PROBLEM REQUIREMENTS - Return each line of the records holding the string "index".

___ RECORDS FOR PROCESSING ___

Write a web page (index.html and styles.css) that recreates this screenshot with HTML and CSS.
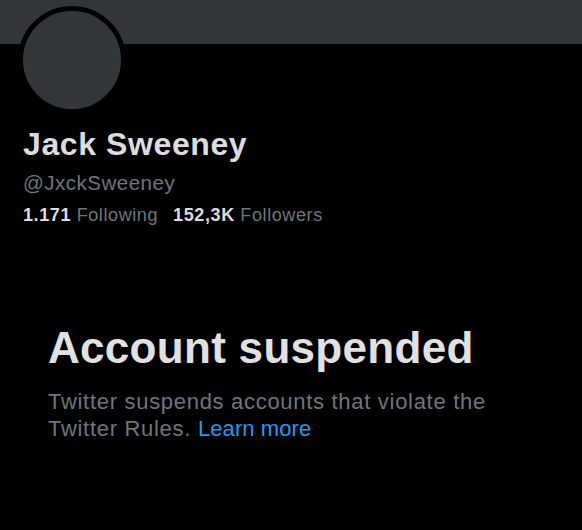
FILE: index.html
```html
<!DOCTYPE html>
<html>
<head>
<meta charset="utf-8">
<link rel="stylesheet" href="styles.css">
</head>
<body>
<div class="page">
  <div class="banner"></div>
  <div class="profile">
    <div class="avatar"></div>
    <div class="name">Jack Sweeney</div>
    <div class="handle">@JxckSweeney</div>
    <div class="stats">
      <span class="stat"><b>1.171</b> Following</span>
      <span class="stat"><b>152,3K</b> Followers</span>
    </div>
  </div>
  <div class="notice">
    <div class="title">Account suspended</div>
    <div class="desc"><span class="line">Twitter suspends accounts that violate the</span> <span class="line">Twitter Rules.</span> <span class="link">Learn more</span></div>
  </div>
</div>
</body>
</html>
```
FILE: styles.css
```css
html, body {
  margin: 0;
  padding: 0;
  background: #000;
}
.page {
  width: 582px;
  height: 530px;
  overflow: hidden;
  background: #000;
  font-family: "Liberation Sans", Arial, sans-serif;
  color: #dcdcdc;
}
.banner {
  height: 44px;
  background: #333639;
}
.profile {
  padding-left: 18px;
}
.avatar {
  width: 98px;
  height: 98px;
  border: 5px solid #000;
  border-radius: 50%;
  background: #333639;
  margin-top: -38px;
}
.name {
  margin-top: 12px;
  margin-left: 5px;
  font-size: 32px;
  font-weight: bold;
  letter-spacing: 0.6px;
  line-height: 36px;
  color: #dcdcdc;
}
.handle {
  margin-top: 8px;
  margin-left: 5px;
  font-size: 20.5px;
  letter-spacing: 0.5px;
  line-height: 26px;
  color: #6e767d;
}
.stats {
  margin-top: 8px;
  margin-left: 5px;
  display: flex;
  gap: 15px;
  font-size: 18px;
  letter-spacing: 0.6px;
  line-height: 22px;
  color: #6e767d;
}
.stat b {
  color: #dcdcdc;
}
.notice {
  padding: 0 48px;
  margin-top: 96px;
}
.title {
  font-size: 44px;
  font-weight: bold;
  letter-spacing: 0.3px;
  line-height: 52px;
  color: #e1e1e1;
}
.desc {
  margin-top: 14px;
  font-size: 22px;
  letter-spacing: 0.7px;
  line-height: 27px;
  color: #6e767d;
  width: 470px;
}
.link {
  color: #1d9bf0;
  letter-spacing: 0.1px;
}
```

___
___ RECORDS FOR PROCESSING ___

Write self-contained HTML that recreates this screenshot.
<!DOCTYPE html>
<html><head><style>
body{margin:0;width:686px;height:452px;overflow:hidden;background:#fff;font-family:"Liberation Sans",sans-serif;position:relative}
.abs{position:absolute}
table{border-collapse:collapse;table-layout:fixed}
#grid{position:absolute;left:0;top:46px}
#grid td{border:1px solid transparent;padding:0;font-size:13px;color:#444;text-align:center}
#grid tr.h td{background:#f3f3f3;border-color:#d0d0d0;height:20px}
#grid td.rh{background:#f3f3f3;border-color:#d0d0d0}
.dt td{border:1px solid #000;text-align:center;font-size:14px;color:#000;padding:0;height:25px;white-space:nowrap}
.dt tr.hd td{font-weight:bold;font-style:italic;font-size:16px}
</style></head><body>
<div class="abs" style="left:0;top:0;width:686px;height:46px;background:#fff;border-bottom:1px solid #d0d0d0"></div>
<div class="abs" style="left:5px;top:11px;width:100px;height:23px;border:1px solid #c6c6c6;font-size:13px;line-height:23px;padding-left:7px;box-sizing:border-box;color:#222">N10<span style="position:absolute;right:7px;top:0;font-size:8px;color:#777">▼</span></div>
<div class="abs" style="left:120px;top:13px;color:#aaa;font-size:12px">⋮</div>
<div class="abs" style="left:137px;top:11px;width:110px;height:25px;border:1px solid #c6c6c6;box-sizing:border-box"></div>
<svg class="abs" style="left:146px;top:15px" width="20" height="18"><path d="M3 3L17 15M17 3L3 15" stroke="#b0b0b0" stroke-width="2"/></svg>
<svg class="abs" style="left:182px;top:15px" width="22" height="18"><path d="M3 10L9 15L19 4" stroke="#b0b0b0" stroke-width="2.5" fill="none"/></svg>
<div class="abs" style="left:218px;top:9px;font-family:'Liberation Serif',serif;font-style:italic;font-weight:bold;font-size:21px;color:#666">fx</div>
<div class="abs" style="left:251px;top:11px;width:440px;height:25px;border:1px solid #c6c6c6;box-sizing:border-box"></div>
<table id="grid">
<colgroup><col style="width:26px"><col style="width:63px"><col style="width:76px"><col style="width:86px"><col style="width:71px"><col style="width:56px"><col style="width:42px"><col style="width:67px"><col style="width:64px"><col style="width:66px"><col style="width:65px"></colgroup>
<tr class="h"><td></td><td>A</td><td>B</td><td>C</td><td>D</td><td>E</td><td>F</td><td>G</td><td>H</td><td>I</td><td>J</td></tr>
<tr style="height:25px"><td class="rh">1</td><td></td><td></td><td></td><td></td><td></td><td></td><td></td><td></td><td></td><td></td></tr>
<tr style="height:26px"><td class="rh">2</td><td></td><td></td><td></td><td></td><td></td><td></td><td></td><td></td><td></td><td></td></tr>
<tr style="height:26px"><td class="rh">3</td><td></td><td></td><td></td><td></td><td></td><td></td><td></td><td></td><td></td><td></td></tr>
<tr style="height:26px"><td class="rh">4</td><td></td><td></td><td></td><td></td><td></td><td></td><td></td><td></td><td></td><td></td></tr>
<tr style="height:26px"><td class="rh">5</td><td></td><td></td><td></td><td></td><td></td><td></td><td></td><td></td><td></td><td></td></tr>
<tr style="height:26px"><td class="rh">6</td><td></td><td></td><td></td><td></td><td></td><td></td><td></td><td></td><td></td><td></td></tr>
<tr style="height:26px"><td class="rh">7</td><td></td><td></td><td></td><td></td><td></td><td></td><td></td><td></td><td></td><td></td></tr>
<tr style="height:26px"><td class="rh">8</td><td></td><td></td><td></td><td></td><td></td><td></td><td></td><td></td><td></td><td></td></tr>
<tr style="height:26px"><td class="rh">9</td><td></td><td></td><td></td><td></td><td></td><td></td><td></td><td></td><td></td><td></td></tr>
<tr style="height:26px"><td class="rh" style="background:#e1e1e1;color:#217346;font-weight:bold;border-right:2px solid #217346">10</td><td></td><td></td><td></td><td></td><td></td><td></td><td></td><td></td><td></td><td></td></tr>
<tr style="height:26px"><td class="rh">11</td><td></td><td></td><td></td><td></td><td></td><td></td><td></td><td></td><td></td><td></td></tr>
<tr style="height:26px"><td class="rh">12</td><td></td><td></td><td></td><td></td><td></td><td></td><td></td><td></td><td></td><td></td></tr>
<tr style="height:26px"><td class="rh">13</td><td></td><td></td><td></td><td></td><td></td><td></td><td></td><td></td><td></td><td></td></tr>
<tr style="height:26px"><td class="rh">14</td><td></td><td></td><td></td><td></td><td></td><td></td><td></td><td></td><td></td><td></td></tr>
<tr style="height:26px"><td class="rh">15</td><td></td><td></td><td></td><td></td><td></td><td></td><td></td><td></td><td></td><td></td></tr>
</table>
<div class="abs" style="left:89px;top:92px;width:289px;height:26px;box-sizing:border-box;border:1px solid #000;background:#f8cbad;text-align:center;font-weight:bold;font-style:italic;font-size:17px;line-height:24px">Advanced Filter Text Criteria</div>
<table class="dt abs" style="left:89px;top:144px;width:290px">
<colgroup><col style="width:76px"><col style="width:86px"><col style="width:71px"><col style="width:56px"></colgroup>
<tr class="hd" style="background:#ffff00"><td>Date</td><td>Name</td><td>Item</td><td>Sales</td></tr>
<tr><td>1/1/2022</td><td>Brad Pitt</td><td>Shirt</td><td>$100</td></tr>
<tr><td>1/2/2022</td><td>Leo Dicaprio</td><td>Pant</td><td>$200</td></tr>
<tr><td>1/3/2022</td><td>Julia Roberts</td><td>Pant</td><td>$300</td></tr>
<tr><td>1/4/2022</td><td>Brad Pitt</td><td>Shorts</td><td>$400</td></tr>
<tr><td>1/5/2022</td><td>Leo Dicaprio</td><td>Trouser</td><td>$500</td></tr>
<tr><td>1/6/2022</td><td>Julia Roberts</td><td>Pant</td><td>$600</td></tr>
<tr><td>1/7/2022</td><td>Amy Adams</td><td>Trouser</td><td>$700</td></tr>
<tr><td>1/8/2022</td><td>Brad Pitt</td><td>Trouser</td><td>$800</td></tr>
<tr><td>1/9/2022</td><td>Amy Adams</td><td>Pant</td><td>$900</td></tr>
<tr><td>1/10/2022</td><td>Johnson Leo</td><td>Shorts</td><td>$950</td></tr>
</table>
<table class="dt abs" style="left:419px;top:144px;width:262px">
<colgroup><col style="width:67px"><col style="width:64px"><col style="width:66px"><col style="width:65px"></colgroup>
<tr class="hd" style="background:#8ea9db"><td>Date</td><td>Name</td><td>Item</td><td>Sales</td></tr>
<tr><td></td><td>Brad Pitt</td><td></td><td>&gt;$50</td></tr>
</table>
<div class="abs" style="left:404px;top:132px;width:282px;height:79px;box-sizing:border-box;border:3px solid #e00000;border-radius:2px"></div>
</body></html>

___

COMPLETED EXERCISE -
Write a web page (index.html and styles.css) that recreates this screenshot with HTML and CSS.
FILE: index.html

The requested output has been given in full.